A indústria actual alimenta-se de grandes investimentos em títulos AAA que têm de ter resultados rápidos. O investimento cresce, os blockbusters dos videojogos estão cada vez mais caro e os franchises mais populares nem sempre são os mais inovadores ou os que oferecem uma experiência adequada à geração. Exemplo óbvio é "Call Of Duty" e os sucessivos vídeos masturbatórios de tech specs sobre grandes inovações que não são especialmente admiráveis e que ficam regularmente aquém de outros títulos. Mas a mensagem passa, afinal o consumidor tipo de "Call Of Duty" está a cagar-se para o resto. Eu também estou quando jogo "Call Of Duty".
Esse investimento exponencial e a possibilidade dos jogos serem comercializados digitalmente proporcionou o crescimento dos jogos indie nos mercados digitais das consolas - e não só, mas no PC isso já existia - e, claro, o surgimento de títulos que concorreram taco a taco com títulos milhares de vezes mais caros. Não pelos gráficos - embora isso até se possa contestar em certos casos - mas essencialmente pelo desenvolvimento de uma linguagem "nova" de jogabilidade. As aspas são o ponto de partida para ideia errada de retrogaming: o que acontece com muitos destes jogos não é uma fantasia retro, mas a criação de uma série de narrativas e modos de abordagem que anteriormente - há 20-30 anos - seriam impossíveis.
Os gráficos são um reflexo sensorial da memória. Queremos hoje em dia tudo tão polido que nos esquecemos que isso não é tudo. O cinema mudo fora do tempo em que não havia som não tem de ser revivalista nem uma moda, é apenas uma de muitas possibilidades que existem para comunicar/transmitir/criar algo. O resto é branding/publicidade. Os videojogos aperceberam-se disto em menos tempo, porque hoje também tudo se desenvolve mais rapidamente do que há cem anos, mas porque também é um veículo de criação que pode ser menos dependente (principalmente a nível de força humana) do que o cinema.
E, sobretudo, porque muito dos criadores actuais - também do passado, como é óbvio - começaram por sê-lo pouco depois de terem começado a jogar. Isso faz toda a diferença. O que também faz toda a diferença é que o passar o tempo com um videojogo é totalmente diferente de qualquer outra forma de entretenimento: não estamos particularmente condicionados e somos, efectivamente, controlados e controladores. E isso proporciona uma experiência afectiva diferente, que não passa tanto pelo que nos é visualmente transmitido mas também pela memória, memória-memória e memória operativa.

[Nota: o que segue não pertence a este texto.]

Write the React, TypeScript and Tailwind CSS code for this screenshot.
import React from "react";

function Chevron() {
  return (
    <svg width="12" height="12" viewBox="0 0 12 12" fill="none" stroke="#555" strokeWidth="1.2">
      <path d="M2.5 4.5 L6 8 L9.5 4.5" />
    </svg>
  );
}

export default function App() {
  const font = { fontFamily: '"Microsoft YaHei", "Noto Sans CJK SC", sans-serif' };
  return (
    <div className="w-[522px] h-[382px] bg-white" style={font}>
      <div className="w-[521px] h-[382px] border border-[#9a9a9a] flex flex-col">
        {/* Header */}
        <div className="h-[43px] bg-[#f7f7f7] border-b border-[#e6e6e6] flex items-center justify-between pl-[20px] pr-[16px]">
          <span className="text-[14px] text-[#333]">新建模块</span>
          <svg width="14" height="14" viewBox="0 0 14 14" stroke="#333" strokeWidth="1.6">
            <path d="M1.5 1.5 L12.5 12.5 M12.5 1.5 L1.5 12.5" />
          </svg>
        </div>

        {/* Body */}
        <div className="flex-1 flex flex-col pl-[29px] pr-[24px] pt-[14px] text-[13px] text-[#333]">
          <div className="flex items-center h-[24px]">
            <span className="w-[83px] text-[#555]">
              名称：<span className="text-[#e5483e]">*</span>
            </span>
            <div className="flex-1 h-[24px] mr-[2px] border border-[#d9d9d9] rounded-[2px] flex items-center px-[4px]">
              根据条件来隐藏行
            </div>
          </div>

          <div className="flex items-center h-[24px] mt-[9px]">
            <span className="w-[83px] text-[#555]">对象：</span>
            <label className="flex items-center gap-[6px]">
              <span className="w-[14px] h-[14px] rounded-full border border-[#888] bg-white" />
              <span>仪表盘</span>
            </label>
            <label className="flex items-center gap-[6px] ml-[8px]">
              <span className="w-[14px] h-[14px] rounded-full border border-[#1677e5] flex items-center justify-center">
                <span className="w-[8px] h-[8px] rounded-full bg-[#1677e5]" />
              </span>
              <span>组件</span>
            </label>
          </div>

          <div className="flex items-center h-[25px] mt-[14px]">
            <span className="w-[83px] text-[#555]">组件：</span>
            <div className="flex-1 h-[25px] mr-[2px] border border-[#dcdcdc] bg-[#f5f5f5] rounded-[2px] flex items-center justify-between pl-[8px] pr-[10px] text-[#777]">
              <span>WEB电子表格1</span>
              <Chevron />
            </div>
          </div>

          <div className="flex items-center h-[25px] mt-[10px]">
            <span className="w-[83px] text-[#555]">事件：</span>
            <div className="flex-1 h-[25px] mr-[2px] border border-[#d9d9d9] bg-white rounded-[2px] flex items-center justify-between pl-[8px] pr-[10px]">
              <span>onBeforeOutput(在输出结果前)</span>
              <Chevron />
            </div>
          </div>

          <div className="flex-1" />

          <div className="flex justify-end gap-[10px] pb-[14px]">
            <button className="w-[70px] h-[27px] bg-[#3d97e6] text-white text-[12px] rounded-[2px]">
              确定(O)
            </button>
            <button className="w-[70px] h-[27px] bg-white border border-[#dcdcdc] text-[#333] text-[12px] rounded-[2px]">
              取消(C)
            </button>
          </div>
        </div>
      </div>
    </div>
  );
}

Retro é algo que não existe nos jogos actuais. É uma forma de vender memória, vender a nossa infância, como tudo o resto que é "retro". O que encontro nos ditos "jogos indie" ou, vá lá, jogos com uma escala menor, é a crença de que o universo dos videojogos ainda tem muito para me dar e que vou sendo alimentado com novas experiências. Não com novos cenários, não com novas personagens, mas novas formas de me adaptar ao meio-ambiente que alguém criou para mim. É como aprender novas línguas regularmente: e é por isso que acho que actualmente vivemos um período de ouro dos videojogos, onde o divertimento, entretenimento e a satisfação são maiores do que nunca. A única diferença é que já não sou uma criança e tenho de lidar com a memória e isso às vezes ofusca o presente.
E jogo regularmente jogos do passado, não pela memória, mas pelo puro prazer de viver uma história (RPGs) ou ter uma experiência nas minhas mãos, de precisão, frustração e limitação que hoje em dia é impossível de proporcionar. Ler "A Odisseia" não é retro. Jogar "Metroid" em 2013 também não. A tecnologia e os seus avanços obrigatórios é que nos forçam a ver tudo como um passado que só pode ser voltado a viver por um qualquer qualquer mecanismo ou palavra associada à memória. Os atalhos raramente são os melhores caminhos.